* Begin GIVEN MATERIAL *

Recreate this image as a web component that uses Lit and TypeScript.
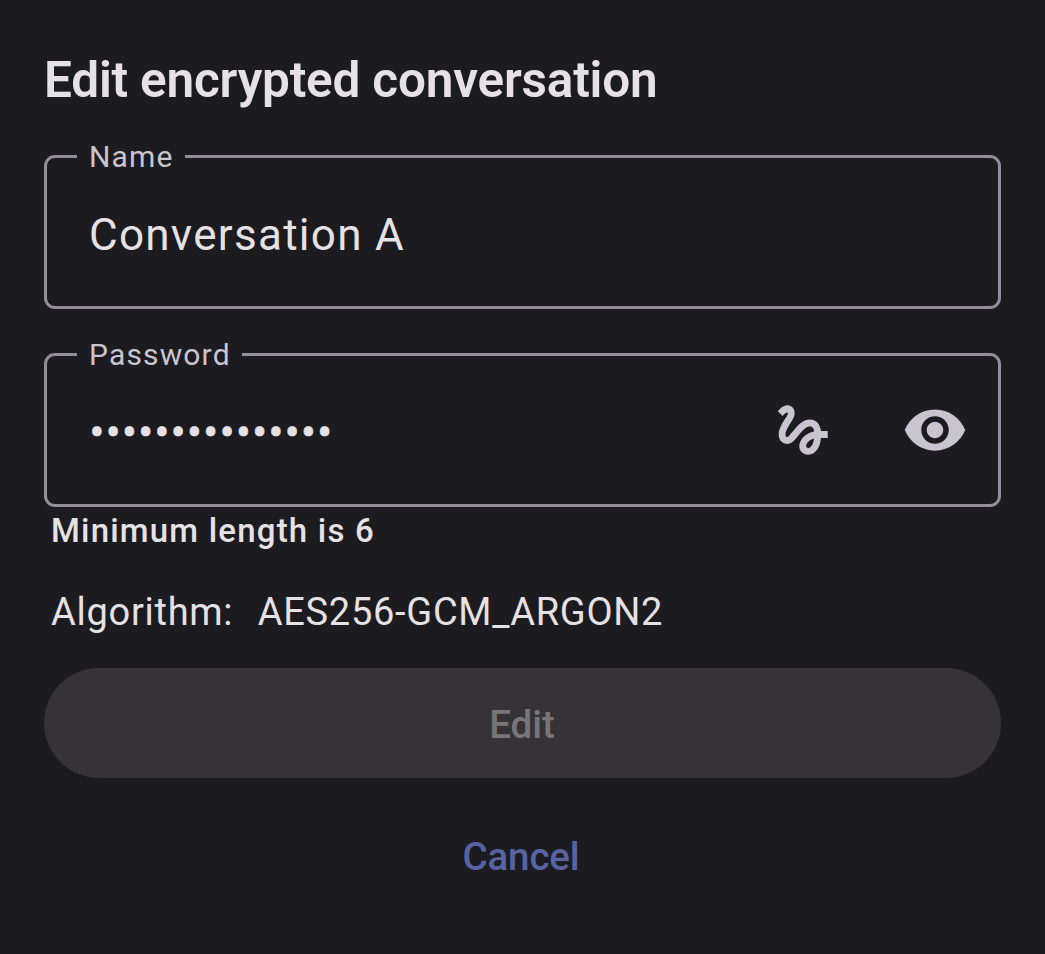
import { LitElement, html, css } from "lit";
import { customElement, property } from "lit/decorators.js";

@customElement("outlined-field")
class OutlinedField extends LitElement {
  @property() label = "";

  static styles = css`
    :host { display: block; height: 165px; }
    .box {
      box-sizing: border-box;
      height: 165px;
      min-width: 0;
      margin: 0;
      padding: 0 30px 0 42px;
      border: 3px solid #938f99;
      border-radius: 11px;
    }
    .label {
      height: 25px;
      margin-left: -12px;
      padding: 0 11.7px 0 12px;
      color: #cac4d0;
      font-size: 30px;
      line-height: 26px;
      letter-spacing: 1.15px;
    }
    .content {
      display: flex;
      align-items: center;
      justify-content: space-between;
      height: 126px;
    }
  `;

  render() {
    return html`
      <fieldset class="box">
        <legend class="label">${this.label}</legend>
        <div class="content"><slot></slot></div>
      </fieldset>
    `;
  }
}

@customElement("app-root")
class AppRoot extends LitElement {
  static styles = css`
    :host {
      display: block;
      box-sizing: border-box;
      height: 954px;
      padding: 50px 44px 0;
      background: #1c1b1f;
      color: #e6e1e5;
      font-family: Roboto, sans-serif;
    }
    .title {
      margin: 0 0 34px;
      font-size: 49.5px;
      line-height: 60px;
      font-weight: 600;
      letter-spacing: -0.2px;
      white-space: nowrap;
    }
    .field { margin-bottom: 33px; }
    .field.last { margin-bottom: 0; }
    .value { padding-top: 6px; font-size: 44px; line-height: 52px; letter-spacing: 1.28px; }
    .value.masked { padding-left: 0.5px; letter-spacing: 1.42px; -webkit-text-stroke: 0.6px currentColor; }
    .icons { display: flex; gap: 66px; color: #cac4d0; }
    .icon { display: block; width: 66px; height: 66px; fill: currentColor; }
    .hint {
      margin: 4px 0 0 7px;
      font-size: 33px;
      line-height: 40px;
      font-weight: 500;
      letter-spacing: 1.2px;
    }
    .algorithm {
      display: flex;
      gap: 24.5px;
      margin: 38px 0 0 7px;
      font-size: 38px;
      line-height: 46px;
      letter-spacing: 0.72px;
    }
    .button {
      display: block;
      box-sizing: border-box;
      width: 100%;
      height: 110px;
      padding: 4px 1px 0 0;
      border: 0;
      border-radius: 55px;
      font: 500 38.5px/46px Roboto, sans-serif;
    }
    .edit { margin-top: 33px; background: #353337; color: #787579; }
    .cancel { margin-top: 22px; padding-right: 3px; background: none; color: #5664a4; letter-spacing: -0.15px; }
  `;

  render() {
    return html`
      <h1 class="title">Edit encrypted conversation</h1>
      <outlined-field class="field" label="Name">
        <span class="value">Conversation A</span>
      </outlined-field>
      <outlined-field class="field last" label="Password">
        <span class="value masked">${"•".repeat(15)}</span>
        <span class="icons">
          <svg class="icon" viewBox="0 0 24 24"><path d="M4.59 6.89c.7-.71 1.4-1.35 1.71-1.22.5.2 0 1.03-.3 1.52-.25.42-2.86 3.89-2.86 6.31 0 1.28.48 2.34 1.34 2.98.75.56 1.74.73 2.64.46 1.07-.31 1.95-1.4 3.06-2.77 1.21-1.49 2.83-3.44 4.08-3.44 1.63 0 1.65 1.01 1.76 1.79-3.78.64-5.38 3.67-5.38 5.37 0 1.7 1.44 3.09 3.21 3.09 1.63 0 4.29-1.33 4.69-6.1H21v-2.5h-2.47c-.15-1.65-1.09-4.2-4.03-4.2-2.25 0-4.18 1.91-4.94 2.84-.58.73-2.06 2.48-2.29 2.72-.25.3-.68.84-1.11.84-.45 0-.72-.83-.36-1.92.35-1.09 1.4-2.86 1.85-3.52.78-1.14 1.3-1.92 1.3-3.28C8.95 3.69 7.31 3 6.44 3 5.12 3 3.97 4 3.72 4.25c-.36.36-.66.66-.88.93l1.75 1.71zm9.29 11.66c-.31 0-.74-.26-.74-.72 0-.6.73-2.2 2.87-2.76-.3 2.69-1.43 3.48-2.13 3.48z"/></svg>
          <svg class="icon" viewBox="0 0 24 24"><path d="M12 4.5C7 4.5 2.73 7.61 1 12c1.73 4.39 6 7.5 11 7.5s9.27-3.11 11-7.5c-1.73-4.39-6-7.5-11-7.5zM12 17c-2.76 0-5-2.24-5-5s2.24-5 5-5 5 2.24 5 5-2.24 5-5 5zm0-8c-1.66 0-3 1.34-3 3s1.34 3 3 3 3-1.34 3-3-1.34-3-3-3z"/></svg>
        </span>
      </outlined-field>
      <div class="hint">Minimum length is 6</div>
      <div class="algorithm"><span>Algorithm:</span><span>AES256-GCM_ARGON2</span></div>
      <button class="button edit" disabled>Edit</button>
      <button class="button cancel">Cancel</button>
    `;
  }
}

* End GIVEN MATERIAL *

** SHORT EXERCISE **
Retype each line of the listing above word for word. Exclude the pictures.

** RESULT OF THIS EXERCISE **
Recreate this image as a web component that uses Lit and TypeScript.
import { LitElement, html, css } from "lit";
import { customElement, property } from "lit/decorators.js";

@customElement("outlined-field")
class OutlinedField extends LitElement {
  @property() label = "";

  static styles = css`
    :host { display: block; height: 165px; }
    .box {
      box-sizing: border-box;
      height: 165px;
      min-width: 0;
      margin: 0;
      padding: 0 30px 0 42px;
      border: 3px solid #938f99;
      border-radius: 11px;
    }
    .label {
      height: 25px;
      margin-left: -12px;
      padding: 0 11.7px 0 12px;
      color: #cac4d0;
      font-size: 30px;
      line-height: 26px;
      letter-spacing: 1.15px;
    }
    .content {
      display: flex;
      align-items: center;
      justify-content: space-between;
      height: 126px;
    }
  `;

  render() {
    return html`
      <fieldset class="box">
        <legend class="label">${this.label}</legend>
        <div class="content"><slot></slot></div>
      </fieldset>
    `;
  }
}

@customElement("app-root")
class AppRoot extends LitElement {
  static styles = css`
    :host {
      display: block;
      box-sizing: border-box;
      height: 954px;
      padding: 50px 44px 0;
      background: #1c1b1f;
      color: #e6e1e5;
      font-family: Roboto, sans-serif;
    }
    .title {
      margin: 0 0 34px;
      font-size: 49.5px;
      line-height: 60px;
      font-weight: 600;
      letter-spacing: -0.2px;
      white-space: nowrap;
    }
    .field { margin-bottom: 33px; }
    .field.last { margin-bottom: 0; }
    .value { padding-top: 6px; font-size: 44px; line-height: 52px; letter-spacing: 1.28px; }
    .value.masked { padding-left: 0.5px; letter-spacing: 1.42px; -webkit-text-stroke: 0.6px currentColor; }
    .icons { display: flex; gap: 66px; color: #cac4d0; }
    .icon { display: block; width: 66px; height: 66px; fill: currentColor; }
    .hint {
      margin: 4px 0 0 7px;
      font-size: 33px;
      line-height: 40px;
      font-weight: 500;
      letter-spacing: 1.2px;
    }
    .algorithm {
      display: flex;
      gap: 24.5px;
      margin: 38px 0 0 7px;
      font-size: 38px;
      line-height: 46px;
      letter-spacing: 0.72px;
    }
    .button {
      display: block;
      box-sizing: border-box;
      width: 100%;
      height: 110px;
      padding: 4px 1px 0 0;
      border: 0;
      border-radius: 55px;
      font: 500 38.5px/46px Roboto, sans-serif;
    }
    .edit { margin-top: 33px; background: #353337; color: #787579; }
    .cancel { margin-top: 22px; padding-right: 3px; background: none; color: #5664a4; letter-spacing: -0.15px; }
  `;

  render() {
    return html`
      <h1 class="title">Edit encrypted conversation</h1>
      <outlined-field class="field" label="Name">
        <span class="value">Conversation A</span>
      </outlined-field>
      <outlined-field class="field last" label="Password">
        <span class="value masked">${"•".repeat(15)}</span>
        <span class="icons">
          <svg class="icon" viewBox="0 0 24 24"><path d="M4.59 6.89c.7-.71 1.4-1.35 1.71-1.22.5.2 0 1.03-.3 1.52-.25.42-2.86 3.89-2.86 6.31 0 1.28.48 2.34 1.34 2.98.75.56 1.74.73 2.64.46 1.07-.31 1.95-1.4 3.06-2.77 1.21-1.49 2.83-3.44 4.08-3.44 1.63 0 1.65 1.01 1.76 1.79-3.78.64-5.38 3.67-5.38 5.37 0 1.7 1.44 3.09 3.21 3.09 1.63 0 4.29-1.33 4.69-6.1H21v-2.5h-2.47c-.15-1.65-1.09-4.2-4.03-4.2-2.25 0-4.18 1.91-4.94 2.84-.58.73-2.06 2.48-2.29 2.72-.25.3-.68.84-1.11.84-.45 0-.72-.83-.36-1.92.35-1.09 1.4-2.86 1.85-3.52.78-1.14 1.3-1.92 1.3-3.28C8.95 3.69 7.31 3 6.44 3 5.12 3 3.97 4 3.72 4.25c-.36.36-.66.66-.88.93l1.75 1.71zm9.29 11.66c-.31 0-.74-.26-.74-.72 0-.6.73-2.2 2.87-2.76-.3 2.69-1.43 3.48-2.13 3.48z"/></svg>
          <svg class="icon" viewBox="0 0 24 24"><path d="M12 4.5C7 4.5 2.73 7.61 1 12c1.73 4.39 6 7.5 11 7.5s9.27-3.11 11-7.5c-1.73-4.39-6-7.5-11-7.5zM12 17c-2.76 0-5-2.24-5-5s2.24-5 5-5 5 2.24 5 5-2.24 5-5 5zm0-8c-1.66 0-3 1.34-3 3s1.34 3 3 3 3-1.34 3-3-1.34-3-3-3z"/></svg>
        </span>
      </outlined-field>
      <div class="hint">Minimum length is 6</div>
      <div class="algorithm"><span>Algorithm:</span><span>AES256-GCM_ARGON2</span></div>
      <button class="button edit" disabled>Edit</button>
      <button class="button cancel">Cancel</button>
    `;
  }
}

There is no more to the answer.